What is required:
Every entry below should be repeated exactly; the pictures should not.

Collected data:
** START **

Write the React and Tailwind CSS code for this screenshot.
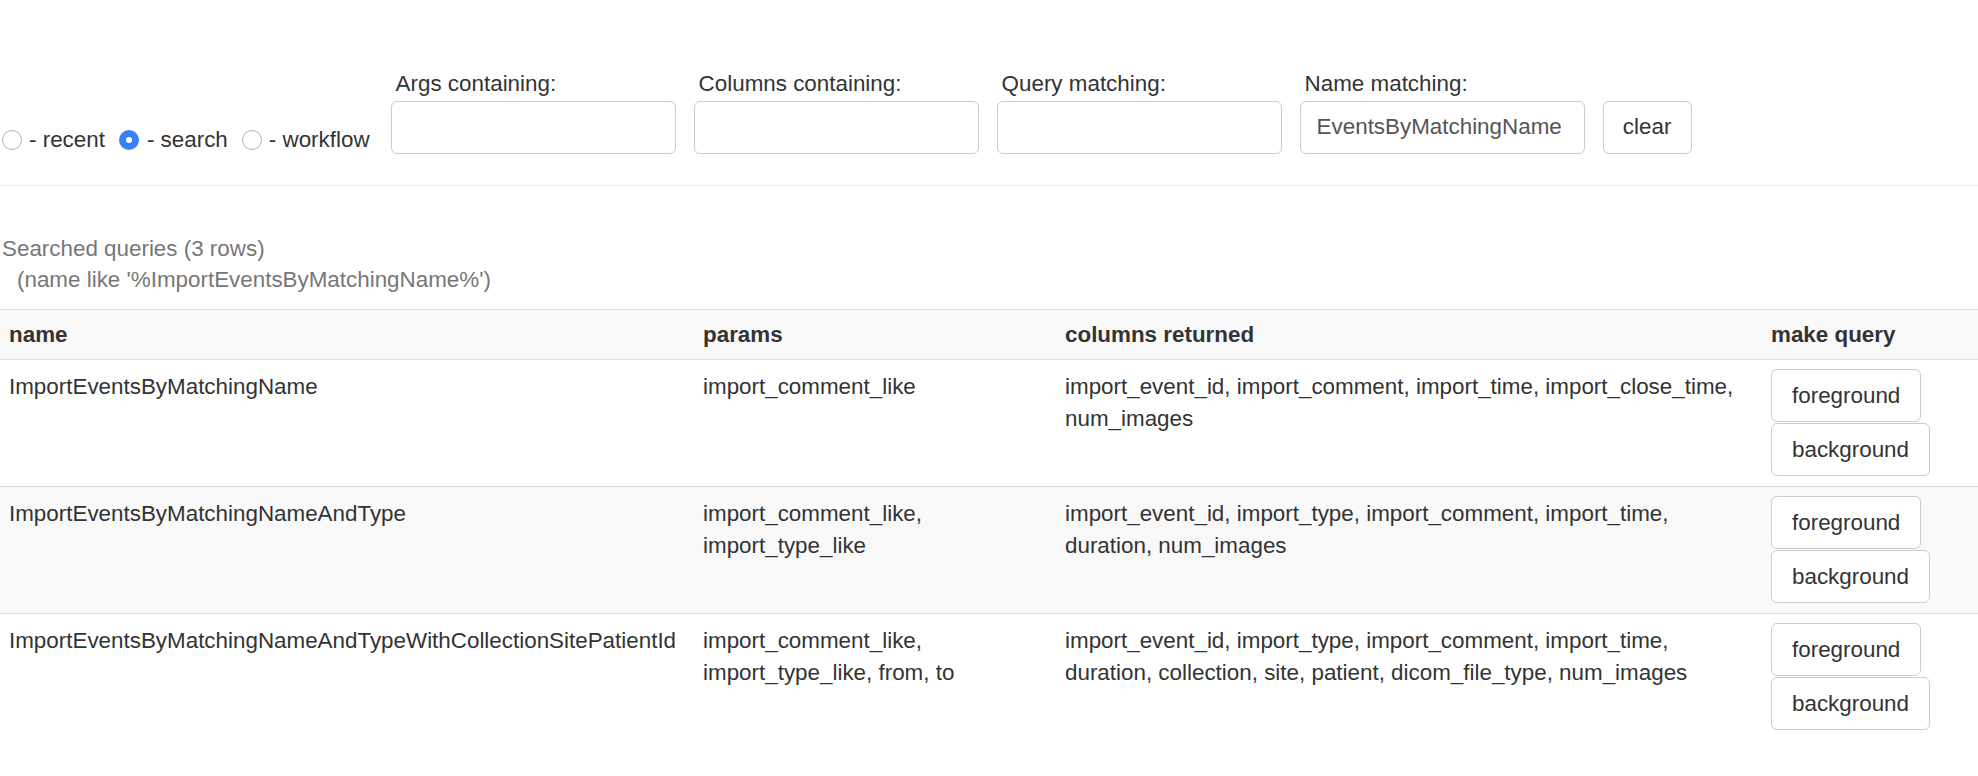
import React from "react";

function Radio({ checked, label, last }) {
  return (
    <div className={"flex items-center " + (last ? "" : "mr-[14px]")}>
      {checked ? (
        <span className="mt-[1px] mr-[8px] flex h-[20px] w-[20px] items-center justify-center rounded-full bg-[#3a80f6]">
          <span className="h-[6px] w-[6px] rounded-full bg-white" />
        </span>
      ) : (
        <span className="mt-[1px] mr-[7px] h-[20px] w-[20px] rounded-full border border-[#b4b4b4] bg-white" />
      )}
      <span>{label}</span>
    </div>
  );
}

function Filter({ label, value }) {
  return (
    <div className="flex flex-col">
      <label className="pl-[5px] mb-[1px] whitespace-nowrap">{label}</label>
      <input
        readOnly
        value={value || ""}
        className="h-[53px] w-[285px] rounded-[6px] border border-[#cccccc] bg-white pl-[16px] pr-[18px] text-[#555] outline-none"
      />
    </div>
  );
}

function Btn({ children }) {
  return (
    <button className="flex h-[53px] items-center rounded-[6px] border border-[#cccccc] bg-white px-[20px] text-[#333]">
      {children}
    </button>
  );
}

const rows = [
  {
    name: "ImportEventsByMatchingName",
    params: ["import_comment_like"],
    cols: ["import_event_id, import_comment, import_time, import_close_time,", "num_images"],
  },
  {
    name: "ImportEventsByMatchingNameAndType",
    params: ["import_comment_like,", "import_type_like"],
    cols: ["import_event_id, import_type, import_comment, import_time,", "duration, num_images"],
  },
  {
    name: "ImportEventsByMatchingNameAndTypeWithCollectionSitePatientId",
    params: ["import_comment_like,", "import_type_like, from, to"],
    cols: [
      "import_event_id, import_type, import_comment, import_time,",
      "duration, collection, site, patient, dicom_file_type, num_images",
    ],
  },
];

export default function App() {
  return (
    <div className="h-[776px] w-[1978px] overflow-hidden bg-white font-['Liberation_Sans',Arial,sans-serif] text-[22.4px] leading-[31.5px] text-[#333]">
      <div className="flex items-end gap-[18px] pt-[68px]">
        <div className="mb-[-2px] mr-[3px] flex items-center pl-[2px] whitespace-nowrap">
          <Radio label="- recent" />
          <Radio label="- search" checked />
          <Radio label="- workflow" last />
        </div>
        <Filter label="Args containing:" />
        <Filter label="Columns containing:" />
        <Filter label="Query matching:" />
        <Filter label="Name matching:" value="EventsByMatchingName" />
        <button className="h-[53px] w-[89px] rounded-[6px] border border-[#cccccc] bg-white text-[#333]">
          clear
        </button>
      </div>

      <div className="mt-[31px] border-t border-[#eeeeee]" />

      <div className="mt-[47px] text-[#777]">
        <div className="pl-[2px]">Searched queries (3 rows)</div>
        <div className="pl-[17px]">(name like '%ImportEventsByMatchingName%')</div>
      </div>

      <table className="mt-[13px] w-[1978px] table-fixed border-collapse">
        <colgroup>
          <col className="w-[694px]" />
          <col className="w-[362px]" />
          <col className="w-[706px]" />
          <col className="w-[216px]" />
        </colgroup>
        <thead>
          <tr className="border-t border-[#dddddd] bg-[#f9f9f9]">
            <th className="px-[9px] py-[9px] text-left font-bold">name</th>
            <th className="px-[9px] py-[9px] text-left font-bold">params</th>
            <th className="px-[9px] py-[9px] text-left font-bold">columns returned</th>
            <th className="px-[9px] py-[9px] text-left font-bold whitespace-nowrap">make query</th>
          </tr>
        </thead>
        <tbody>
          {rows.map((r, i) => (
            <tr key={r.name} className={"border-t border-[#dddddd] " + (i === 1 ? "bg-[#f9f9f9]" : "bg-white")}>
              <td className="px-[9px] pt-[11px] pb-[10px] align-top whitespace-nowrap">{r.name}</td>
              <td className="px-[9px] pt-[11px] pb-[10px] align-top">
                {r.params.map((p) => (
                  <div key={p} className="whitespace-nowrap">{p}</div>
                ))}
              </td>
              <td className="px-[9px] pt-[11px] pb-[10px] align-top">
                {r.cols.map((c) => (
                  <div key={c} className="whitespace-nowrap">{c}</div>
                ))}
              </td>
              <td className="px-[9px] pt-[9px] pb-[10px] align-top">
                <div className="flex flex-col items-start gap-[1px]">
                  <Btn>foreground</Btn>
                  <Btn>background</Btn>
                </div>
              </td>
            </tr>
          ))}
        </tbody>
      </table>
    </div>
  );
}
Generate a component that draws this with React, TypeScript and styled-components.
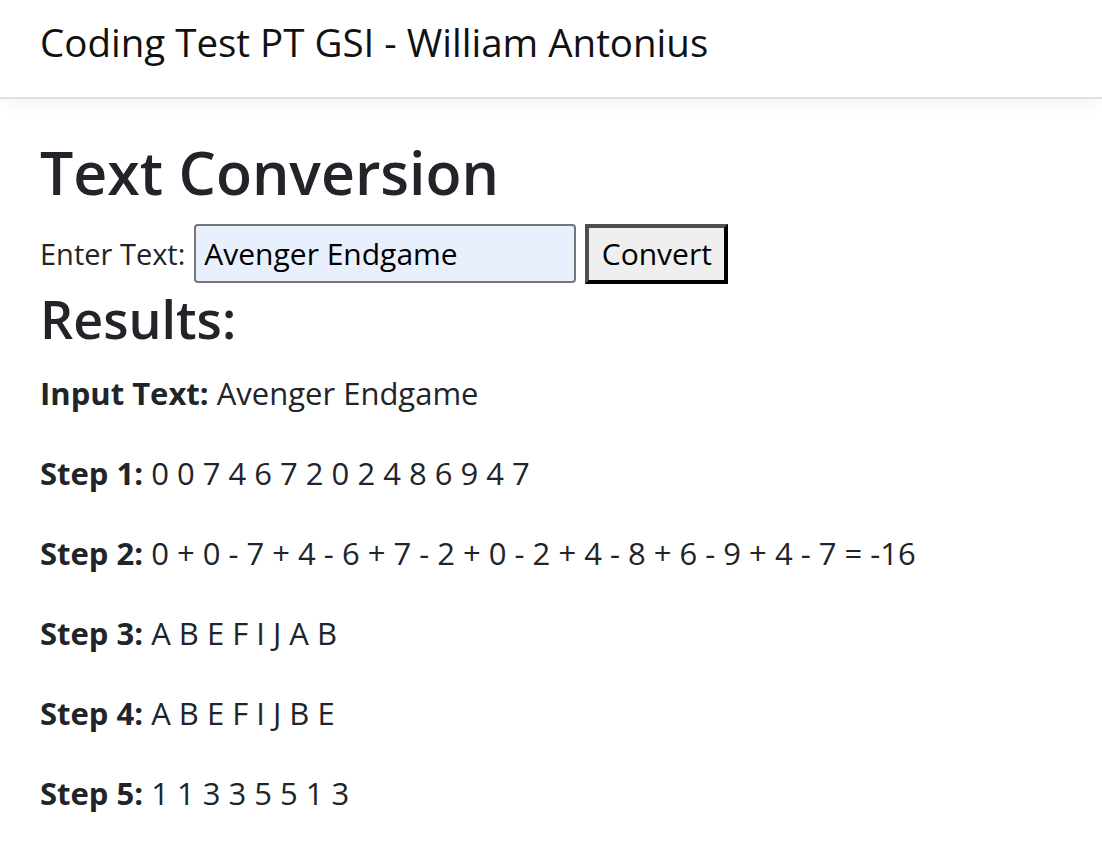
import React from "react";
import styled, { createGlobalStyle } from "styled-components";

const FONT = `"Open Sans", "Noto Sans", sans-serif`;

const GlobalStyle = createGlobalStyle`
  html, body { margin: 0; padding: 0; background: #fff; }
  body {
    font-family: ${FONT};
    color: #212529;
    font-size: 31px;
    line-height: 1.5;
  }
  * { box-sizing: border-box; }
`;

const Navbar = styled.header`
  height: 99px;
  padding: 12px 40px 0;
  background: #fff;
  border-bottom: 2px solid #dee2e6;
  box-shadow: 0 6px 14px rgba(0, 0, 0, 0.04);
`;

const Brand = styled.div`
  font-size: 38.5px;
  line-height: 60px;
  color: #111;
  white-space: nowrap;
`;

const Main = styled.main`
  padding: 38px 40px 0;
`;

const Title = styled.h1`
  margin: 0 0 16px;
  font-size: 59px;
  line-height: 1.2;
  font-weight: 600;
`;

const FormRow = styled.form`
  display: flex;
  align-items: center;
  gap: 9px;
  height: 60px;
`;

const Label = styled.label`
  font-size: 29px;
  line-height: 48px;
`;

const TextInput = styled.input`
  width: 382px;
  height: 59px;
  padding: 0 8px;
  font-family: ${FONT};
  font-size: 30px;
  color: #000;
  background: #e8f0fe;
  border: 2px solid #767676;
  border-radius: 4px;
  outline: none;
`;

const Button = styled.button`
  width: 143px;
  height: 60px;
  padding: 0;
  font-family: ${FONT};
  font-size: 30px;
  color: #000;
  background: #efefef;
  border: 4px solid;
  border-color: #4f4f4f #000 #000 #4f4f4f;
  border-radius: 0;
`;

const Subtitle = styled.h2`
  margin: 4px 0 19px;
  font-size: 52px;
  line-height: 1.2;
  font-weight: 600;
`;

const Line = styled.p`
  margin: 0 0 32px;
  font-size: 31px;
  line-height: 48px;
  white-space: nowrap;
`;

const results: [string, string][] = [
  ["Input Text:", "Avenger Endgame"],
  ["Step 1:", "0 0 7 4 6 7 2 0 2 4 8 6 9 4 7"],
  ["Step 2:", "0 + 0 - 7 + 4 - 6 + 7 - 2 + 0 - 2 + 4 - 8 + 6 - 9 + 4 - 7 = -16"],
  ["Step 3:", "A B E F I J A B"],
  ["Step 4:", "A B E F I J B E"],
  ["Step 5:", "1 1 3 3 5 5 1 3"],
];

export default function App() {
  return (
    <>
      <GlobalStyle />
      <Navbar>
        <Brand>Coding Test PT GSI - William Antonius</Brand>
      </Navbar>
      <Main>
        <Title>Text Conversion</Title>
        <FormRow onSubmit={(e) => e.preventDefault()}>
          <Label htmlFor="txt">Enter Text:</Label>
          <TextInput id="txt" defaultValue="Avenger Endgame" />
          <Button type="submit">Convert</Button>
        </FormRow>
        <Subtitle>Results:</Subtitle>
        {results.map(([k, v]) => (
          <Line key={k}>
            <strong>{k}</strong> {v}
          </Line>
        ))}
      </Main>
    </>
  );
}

** END **

Exercise response:
Write the React and Tailwind CSS code for this screenshot.
import React from "react";

function Radio({ checked, label, last }) {
  return (
    <div className={"flex items-center " + (last ? "" : "mr-[14px]")}>
      {checked ? (
        <span className="mt-[1px] mr-[8px] flex h-[20px] w-[20px] items-center justify-center rounded-full bg-[#3a80f6]">
          <span className="h-[6px] w-[6px] rounded-full bg-white" />
        </span>
      ) : (
        <span className="mt-[1px] mr-[7px] h-[20px] w-[20px] rounded-full border border-[#b4b4b4] bg-white" />
      )}
      <span>{label}</span>
    </div>
  );
}

function Filter({ label, value }) {
  return (
    <div className="flex flex-col">
      <label className="pl-[5px] mb-[1px] whitespace-nowrap">{label}</label>
      <input
        readOnly
        value={value || ""}
        className="h-[53px] w-[285px] rounded-[6px] border border-[#cccccc] bg-white pl-[16px] pr-[18px] text-[#555] outline-none"
      />
    </div>
  );
}

function Btn({ children }) {
  return (
    <button className="flex h-[53px] items-center rounded-[6px] border border-[#cccccc] bg-white px-[20px] text-[#333]">
      {children}
    </button>
  );
}

const rows = [
  {
    name: "ImportEventsByMatchingName",
    params: ["import_comment_like"],
    cols: ["import_event_id, import_comment, import_time, import_close_time,", "num_images"],
  },
  {
    name: "ImportEventsByMatchingNameAndType",
    params: ["import_comment_like,", "import_type_like"],
    cols: ["import_event_id, import_type, import_comment, import_time,", "duration, num_images"],
  },
  {
    name: "ImportEventsByMatchingNameAndTypeWithCollectionSitePatientId",
    params: ["import_comment_like,", "import_type_like, from, to"],
    cols: [
      "import_event_id, import_type, import_comment, import_time,",
      "duration, collection, site, patient, dicom_file_type, num_images",
    ],
  },
];

export default function App() {
  return (
    <div className="h-[776px] w-[1978px] overflow-hidden bg-white font-['Liberation_Sans',Arial,sans-serif] text-[22.4px] leading-[31.5px] text-[#333]">
      <div className="flex items-end gap-[18px] pt-[68px]">
        <div className="mb-[-2px] mr-[3px] flex items-center pl-[2px] whitespace-nowrap">
          <Radio label="- recent" />
          <Radio label="- search" checked />
          <Radio label="- workflow" last />
        </div>
        <Filter label="Args containing:" />
        <Filter label="Columns containing:" />
        <Filter label="Query matching:" />
        <Filter label="Name matching:" value="EventsByMatchingName" />
        <button className="h-[53px] w-[89px] rounded-[6px] border border-[#cccccc] bg-white text-[#333]">
          clear
        </button>
      </div>

      <div className="mt-[31px] border-t border-[#eeeeee]" />

      <div className="mt-[47px] text-[#777]">
        <div className="pl-[2px]">Searched queries (3 rows)</div>
        <div className="pl-[17px]">(name like '%ImportEventsByMatchingName%')</div>
      </div>

      <table className="mt-[13px] w-[1978px] table-fixed border-collapse">
        <colgroup>
          <col className="w-[694px]" />
          <col className="w-[362px]" />
          <col className="w-[706px]" />
          <col className="w-[216px]" />
        </colgroup>
        <thead>
          <tr className="border-t border-[#dddddd] bg-[#f9f9f9]">
            <th className="px-[9px] py-[9px] text-left font-bold">name</th>
            <th className="px-[9px] py-[9px] text-left font-bold">params</th>
            <th className="px-[9px] py-[9px] text-left font-bold">columns returned</th>
            <th className="px-[9px] py-[9px] text-left font-bold whitespace-nowrap">make query</th>
          </tr>
        </thead>
        <tbody>
          {rows.map((r, i) => (
            <tr key={r.name} className={"border-t border-[#dddddd] " + (i === 1 ? "bg-[#f9f9f9]" : "bg-white")}>
              <td className="px-[9px] pt-[11px] pb-[10px] align-top whitespace-nowrap">{r.name}</td>
              <td className="px-[9px] pt-[11px] pb-[10px] align-top">
                {r.params.map((p) => (
                  <div key={p} className="whitespace-nowrap">{p}</div>
                ))}
              </td>
              <td className="px-[9px] pt-[11px] pb-[10px] align-top">
                {r.cols.map((c) => (
                  <div key={c} className="whitespace-nowrap">{c}</div>
                ))}
              </td>
              <td className="px-[9px] pt-[9px] pb-[10px] align-top">
                <div className="flex flex-col items-start gap-[1px]">
                  <Btn>foreground</Btn>
                  <Btn>background</Btn>
                </div>
              </td>
            </tr>
          ))}
        </tbody>
      </table>
    </div>
  );
}
Generate a component that draws this with React, TypeScript and styled-components.
import React from "react";
import styled, { createGlobalStyle } from "styled-components";

const FONT = `"Open Sans", "Noto Sans", sans-serif`;

const GlobalStyle = createGlobalStyle`
  html, body { margin: 0; padding: 0; background: #fff; }
  body {
    font-family: ${FONT};
    color: #212529;
    font-size: 31px;
    line-height: 1.5;
  }
  * { box-sizing: border-box; }
`;

const Navbar = styled.header`
  height: 99px;
  padding: 12px 40px 0;
  background: #fff;
  border-bottom: 2px solid #dee2e6;
  box-shadow: 0 6px 14px rgba(0, 0, 0, 0.04);
`;

const Brand = styled.div`
  font-size: 38.5px;
  line-height: 60px;
  color: #111;
  white-space: nowrap;
`;

const Main = styled.main`
  padding: 38px 40px 0;
`;

const Title = styled.h1`
  margin: 0 0 16px;
  font-size: 59px;
  line-height: 1.2;
  font-weight: 600;
`;

const FormRow = styled.form`
  display: flex;
  align-items: center;
  gap: 9px;
  height: 60px;
`;

const Label = styled.label`
  font-size: 29px;
  line-height: 48px;
`;

const TextInput = styled.input`
  width: 382px;
  height: 59px;
  padding: 0 8px;
  font-family: ${FONT};
  font-size: 30px;
  color: #000;
  background: #e8f0fe;
  border: 2px solid #767676;
  border-radius: 4px;
  outline: none;
`;

const Button = styled.button`
  width: 143px;
  height: 60px;
  padding: 0;
  font-family: ${FONT};
  font-size: 30px;
  color: #000;
  background: #efefef;
  border: 4px solid;
  border-color: #4f4f4f #000 #000 #4f4f4f;
  border-radius: 0;
`;

const Subtitle = styled.h2`
  margin: 4px 0 19px;
  font-size: 52px;
  line-height: 1.2;
  font-weight: 600;
`;

const Line = styled.p`
  margin: 0 0 32px;
  font-size: 31px;
  line-height: 48px;
  white-space: nowrap;
`;

const results: [string, string][] = [
  ["Input Text:", "Avenger Endgame"],
  ["Step 1:", "0 0 7 4 6 7 2 0 2 4 8 6 9 4 7"],
  ["Step 2:", "0 + 0 - 7 + 4 - 6 + 7 - 2 + 0 - 2 + 4 - 8 + 6 - 9 + 4 - 7 = -16"],
  ["Step 3:", "A B E F I J A B"],
  ["Step 4:", "A B E F I J B E"],
  ["Step 5:", "1 1 3 3 5 5 1 3"],
];

export default function App() {
  return (
    <>
      <GlobalStyle />
      <Navbar>
        <Brand>Coding Test PT GSI - William Antonius</Brand>
      </Navbar>
      <Main>
        <Title>Text Conversion</Title>
        <FormRow onSubmit={(e) => e.preventDefault()}>
          <Label htmlFor="txt">Enter Text:</Label>
          <TextInput id="txt" defaultValue="Avenger Endgame" />
          <Button type="submit">Convert</Button>
        </FormRow>
        <Subtitle>Results:</Subtitle>
        {results.map(([k, v]) => (
          <Line key={k}>
            <strong>{k}</strong> {v}
          </Line>
        ))}
      </Main>
    </>
  );
}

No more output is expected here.